GIVEN DATA =>

○ ○ ○ ○

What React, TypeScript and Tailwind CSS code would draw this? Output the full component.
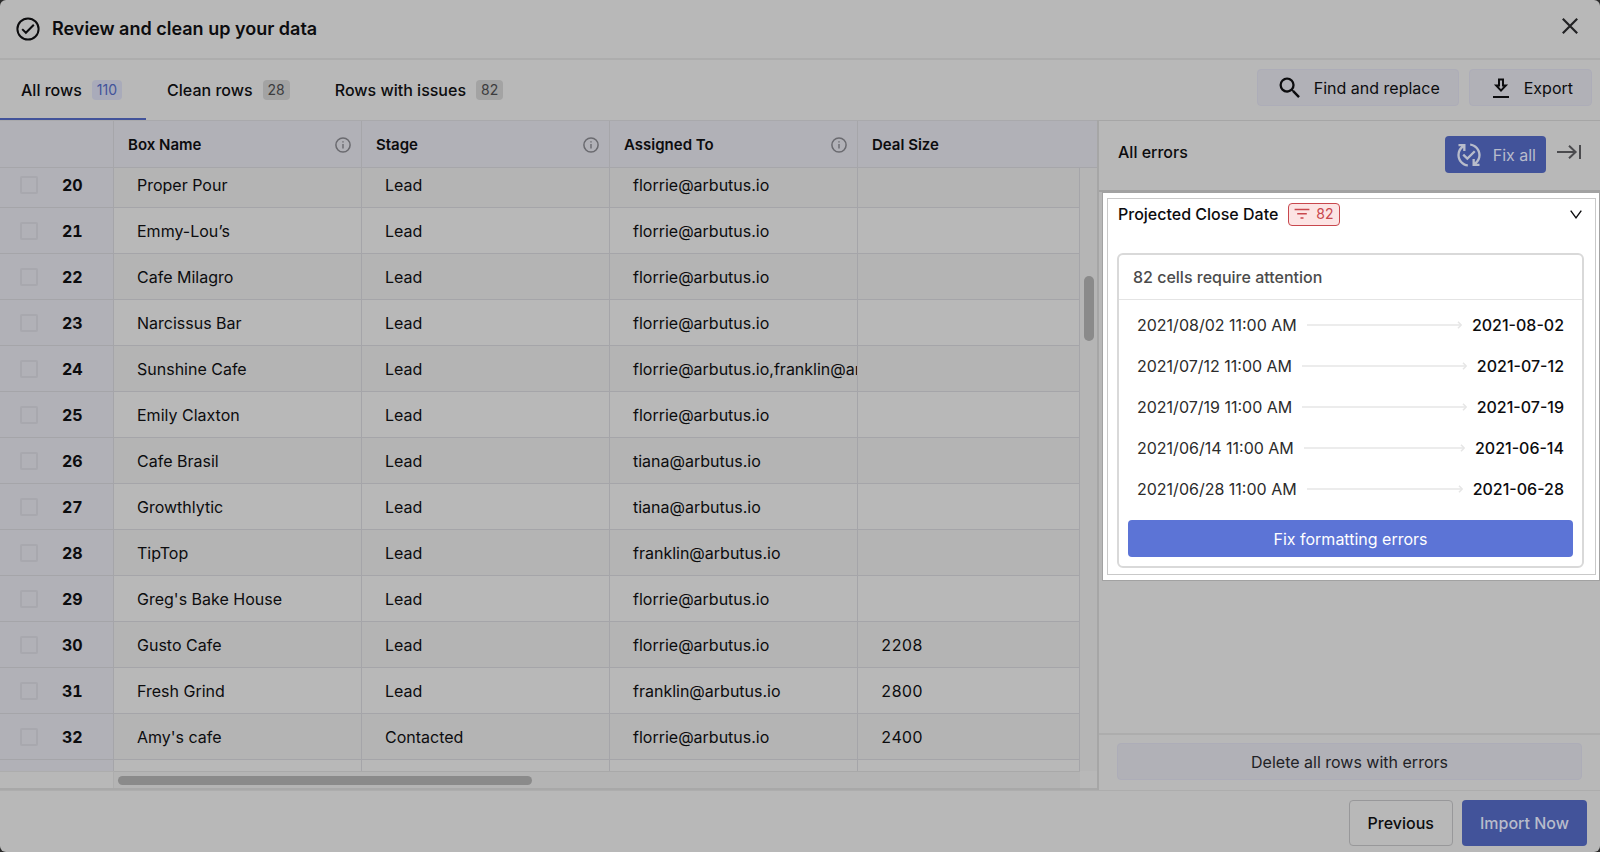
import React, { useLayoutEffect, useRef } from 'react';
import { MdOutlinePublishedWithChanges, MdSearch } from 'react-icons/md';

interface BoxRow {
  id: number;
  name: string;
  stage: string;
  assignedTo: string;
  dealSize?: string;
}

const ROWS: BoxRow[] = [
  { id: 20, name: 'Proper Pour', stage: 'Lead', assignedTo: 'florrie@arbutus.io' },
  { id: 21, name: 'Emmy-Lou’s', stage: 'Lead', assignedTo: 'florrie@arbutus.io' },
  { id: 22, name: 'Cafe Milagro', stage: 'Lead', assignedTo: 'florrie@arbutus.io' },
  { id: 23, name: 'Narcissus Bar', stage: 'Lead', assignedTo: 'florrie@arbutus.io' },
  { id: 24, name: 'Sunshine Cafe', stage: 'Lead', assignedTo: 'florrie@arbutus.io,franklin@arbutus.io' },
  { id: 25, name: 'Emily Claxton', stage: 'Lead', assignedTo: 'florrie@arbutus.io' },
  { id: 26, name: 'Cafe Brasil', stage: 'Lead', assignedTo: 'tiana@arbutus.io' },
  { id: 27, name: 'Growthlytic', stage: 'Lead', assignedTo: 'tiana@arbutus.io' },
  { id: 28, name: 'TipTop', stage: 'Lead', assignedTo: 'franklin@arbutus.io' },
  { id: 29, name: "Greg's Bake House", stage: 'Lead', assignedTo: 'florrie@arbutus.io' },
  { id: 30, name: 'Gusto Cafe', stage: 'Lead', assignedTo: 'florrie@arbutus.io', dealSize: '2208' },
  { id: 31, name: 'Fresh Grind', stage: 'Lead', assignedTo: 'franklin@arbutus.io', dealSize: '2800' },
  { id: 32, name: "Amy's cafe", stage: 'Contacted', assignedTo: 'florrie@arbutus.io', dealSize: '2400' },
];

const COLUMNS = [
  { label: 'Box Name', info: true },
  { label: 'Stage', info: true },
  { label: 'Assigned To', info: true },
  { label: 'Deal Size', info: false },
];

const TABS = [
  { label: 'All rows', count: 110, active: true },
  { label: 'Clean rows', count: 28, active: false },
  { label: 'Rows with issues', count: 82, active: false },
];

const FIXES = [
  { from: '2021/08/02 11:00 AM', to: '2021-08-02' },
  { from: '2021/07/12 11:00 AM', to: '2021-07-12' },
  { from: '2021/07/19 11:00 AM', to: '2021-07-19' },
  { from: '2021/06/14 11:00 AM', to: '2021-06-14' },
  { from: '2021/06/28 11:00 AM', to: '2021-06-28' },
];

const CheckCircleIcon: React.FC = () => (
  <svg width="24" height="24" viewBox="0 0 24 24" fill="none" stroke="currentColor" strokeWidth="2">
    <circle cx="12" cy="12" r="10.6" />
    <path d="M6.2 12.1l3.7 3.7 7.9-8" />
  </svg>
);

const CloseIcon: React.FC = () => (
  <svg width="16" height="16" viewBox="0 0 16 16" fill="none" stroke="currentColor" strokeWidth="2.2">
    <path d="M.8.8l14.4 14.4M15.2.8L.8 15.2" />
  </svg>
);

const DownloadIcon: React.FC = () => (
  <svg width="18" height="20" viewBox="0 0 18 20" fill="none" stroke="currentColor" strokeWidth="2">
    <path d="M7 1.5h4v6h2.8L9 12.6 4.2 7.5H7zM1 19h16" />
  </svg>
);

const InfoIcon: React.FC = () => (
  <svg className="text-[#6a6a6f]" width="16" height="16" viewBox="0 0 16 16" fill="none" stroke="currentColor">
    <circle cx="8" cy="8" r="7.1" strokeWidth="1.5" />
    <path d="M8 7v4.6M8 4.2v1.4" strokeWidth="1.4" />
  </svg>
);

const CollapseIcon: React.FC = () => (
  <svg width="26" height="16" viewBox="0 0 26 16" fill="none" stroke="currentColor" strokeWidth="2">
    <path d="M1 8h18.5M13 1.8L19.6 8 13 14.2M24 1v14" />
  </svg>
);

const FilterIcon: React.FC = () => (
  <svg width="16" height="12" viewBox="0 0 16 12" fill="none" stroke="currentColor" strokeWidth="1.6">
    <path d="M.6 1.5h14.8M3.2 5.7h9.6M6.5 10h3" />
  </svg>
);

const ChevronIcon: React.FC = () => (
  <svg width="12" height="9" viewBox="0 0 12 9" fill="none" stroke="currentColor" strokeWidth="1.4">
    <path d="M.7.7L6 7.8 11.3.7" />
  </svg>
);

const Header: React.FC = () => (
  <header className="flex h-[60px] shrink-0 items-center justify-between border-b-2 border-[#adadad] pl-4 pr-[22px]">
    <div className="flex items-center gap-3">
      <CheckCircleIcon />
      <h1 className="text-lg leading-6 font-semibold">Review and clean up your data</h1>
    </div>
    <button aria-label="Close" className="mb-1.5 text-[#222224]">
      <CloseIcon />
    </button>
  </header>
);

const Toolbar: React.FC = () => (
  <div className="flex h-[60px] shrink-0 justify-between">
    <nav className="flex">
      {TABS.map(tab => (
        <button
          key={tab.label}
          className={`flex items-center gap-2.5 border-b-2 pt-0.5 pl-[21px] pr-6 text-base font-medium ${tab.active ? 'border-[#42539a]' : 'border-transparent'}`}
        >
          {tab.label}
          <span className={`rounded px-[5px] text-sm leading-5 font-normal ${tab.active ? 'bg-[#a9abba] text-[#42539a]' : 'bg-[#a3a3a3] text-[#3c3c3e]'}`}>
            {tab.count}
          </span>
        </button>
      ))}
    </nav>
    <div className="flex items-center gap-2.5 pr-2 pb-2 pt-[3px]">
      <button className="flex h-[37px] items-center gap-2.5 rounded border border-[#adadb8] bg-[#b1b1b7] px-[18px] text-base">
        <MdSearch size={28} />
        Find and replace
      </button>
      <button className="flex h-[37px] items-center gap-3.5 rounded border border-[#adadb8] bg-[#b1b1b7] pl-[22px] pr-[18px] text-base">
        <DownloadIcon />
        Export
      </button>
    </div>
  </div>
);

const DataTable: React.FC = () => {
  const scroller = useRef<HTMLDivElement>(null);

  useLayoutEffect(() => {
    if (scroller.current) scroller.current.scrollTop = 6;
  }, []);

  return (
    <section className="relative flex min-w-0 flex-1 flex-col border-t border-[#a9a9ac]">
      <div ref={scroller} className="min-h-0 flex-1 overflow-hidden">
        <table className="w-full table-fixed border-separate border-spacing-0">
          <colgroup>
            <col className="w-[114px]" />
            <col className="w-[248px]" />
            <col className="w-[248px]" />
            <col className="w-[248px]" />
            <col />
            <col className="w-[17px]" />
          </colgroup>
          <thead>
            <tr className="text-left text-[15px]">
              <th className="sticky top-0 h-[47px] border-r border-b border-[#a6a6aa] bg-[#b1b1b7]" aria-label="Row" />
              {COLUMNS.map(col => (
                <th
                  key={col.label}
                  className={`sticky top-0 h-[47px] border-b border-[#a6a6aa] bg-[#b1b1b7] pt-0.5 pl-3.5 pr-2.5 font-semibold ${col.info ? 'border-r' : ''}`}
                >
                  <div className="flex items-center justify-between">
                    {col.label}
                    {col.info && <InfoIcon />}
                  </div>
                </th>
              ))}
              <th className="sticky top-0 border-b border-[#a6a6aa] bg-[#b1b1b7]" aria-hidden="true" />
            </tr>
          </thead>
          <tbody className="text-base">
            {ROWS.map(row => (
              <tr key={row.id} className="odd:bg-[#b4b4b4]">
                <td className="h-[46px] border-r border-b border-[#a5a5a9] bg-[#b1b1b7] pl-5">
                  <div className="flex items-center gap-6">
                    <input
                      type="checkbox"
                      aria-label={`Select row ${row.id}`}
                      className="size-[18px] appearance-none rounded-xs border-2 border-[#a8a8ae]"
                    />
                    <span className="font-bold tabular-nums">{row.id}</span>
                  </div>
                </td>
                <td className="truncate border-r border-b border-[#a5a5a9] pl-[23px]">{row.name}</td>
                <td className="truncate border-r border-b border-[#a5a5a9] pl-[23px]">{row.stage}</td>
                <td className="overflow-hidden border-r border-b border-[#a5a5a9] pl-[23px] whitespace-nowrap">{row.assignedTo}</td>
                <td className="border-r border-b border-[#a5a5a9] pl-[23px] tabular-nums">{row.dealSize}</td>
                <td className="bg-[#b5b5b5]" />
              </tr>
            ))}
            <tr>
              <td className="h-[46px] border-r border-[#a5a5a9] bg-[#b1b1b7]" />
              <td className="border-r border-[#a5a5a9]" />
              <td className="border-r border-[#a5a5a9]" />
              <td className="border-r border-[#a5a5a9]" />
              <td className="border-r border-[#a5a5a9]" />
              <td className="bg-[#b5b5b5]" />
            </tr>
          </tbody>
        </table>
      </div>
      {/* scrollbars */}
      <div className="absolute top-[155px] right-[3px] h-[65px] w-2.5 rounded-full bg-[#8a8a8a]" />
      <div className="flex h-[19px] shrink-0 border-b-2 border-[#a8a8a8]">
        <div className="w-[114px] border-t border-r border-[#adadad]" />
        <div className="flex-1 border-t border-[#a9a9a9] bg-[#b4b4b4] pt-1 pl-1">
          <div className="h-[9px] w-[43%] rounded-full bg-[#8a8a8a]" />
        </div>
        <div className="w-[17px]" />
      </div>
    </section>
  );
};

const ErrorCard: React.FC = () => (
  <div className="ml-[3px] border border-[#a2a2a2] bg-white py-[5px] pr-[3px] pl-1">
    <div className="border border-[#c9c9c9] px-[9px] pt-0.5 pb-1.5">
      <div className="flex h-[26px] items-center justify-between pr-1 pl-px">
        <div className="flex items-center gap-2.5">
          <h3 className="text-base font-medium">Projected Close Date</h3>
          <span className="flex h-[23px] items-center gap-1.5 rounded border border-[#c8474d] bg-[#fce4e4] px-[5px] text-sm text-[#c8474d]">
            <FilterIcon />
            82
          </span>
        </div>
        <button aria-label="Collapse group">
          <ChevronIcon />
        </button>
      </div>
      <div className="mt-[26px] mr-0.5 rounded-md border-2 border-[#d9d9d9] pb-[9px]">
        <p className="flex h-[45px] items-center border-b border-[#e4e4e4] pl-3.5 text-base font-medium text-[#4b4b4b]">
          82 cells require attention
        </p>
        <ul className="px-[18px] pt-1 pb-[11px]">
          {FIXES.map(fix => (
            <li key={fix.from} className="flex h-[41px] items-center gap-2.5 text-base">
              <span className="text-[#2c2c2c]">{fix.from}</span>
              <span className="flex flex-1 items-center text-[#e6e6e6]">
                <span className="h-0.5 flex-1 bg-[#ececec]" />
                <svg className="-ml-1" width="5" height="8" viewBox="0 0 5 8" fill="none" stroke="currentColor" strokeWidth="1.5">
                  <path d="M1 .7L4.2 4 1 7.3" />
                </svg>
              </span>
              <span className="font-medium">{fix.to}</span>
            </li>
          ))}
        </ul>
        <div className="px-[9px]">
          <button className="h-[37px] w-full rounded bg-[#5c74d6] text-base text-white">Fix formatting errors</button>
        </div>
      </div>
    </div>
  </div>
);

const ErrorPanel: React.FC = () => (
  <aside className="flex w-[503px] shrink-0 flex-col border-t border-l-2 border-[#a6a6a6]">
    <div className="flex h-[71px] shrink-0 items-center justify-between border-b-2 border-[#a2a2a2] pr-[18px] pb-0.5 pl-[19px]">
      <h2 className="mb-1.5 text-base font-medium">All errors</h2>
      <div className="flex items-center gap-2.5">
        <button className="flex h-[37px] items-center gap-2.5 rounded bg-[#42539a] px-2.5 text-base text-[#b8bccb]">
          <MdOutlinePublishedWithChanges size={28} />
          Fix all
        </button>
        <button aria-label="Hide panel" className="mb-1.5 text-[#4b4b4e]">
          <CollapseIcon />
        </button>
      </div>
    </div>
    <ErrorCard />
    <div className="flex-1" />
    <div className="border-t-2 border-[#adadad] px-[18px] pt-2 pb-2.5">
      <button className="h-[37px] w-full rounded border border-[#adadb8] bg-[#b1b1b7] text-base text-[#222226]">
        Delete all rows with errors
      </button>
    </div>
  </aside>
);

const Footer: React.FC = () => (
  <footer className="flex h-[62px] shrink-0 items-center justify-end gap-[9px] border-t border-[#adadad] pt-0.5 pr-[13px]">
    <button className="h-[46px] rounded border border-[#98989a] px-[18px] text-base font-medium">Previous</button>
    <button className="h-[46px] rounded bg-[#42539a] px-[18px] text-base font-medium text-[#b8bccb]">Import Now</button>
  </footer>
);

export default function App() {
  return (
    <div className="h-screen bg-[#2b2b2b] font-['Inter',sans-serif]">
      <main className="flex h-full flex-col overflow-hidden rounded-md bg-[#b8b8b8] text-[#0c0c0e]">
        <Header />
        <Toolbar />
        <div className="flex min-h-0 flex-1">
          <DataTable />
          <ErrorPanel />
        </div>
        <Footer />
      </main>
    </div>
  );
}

○ ○ ○ ○

JOB => Show every line that contains the word "full".

CORRECT RESPONSE =>
What React, TypeScript and Tailwind CSS code would draw this? Output the full component.
        <table className="w-full table-fixed border-separate border-spacing-0">
      <div className="absolute top-[155px] right-[3px] h-[65px] w-2.5 rounded-full bg-[#8a8a8a]" />
          <div className="h-[9px] w-[43%] rounded-full bg-[#8a8a8a]" />
          <button className="h-[37px] w-full rounded bg-[#5c74d6] text-base text-white">Fix formatting errors</button>
      <button className="h-[37px] w-full rounded border border-[#adadb8] bg-[#b1b1b7] text-base text-[#222226]">
      <main className="flex h-full flex-col overflow-hidden rounded-md bg-[#b8b8b8] text-[#0c0c0e]">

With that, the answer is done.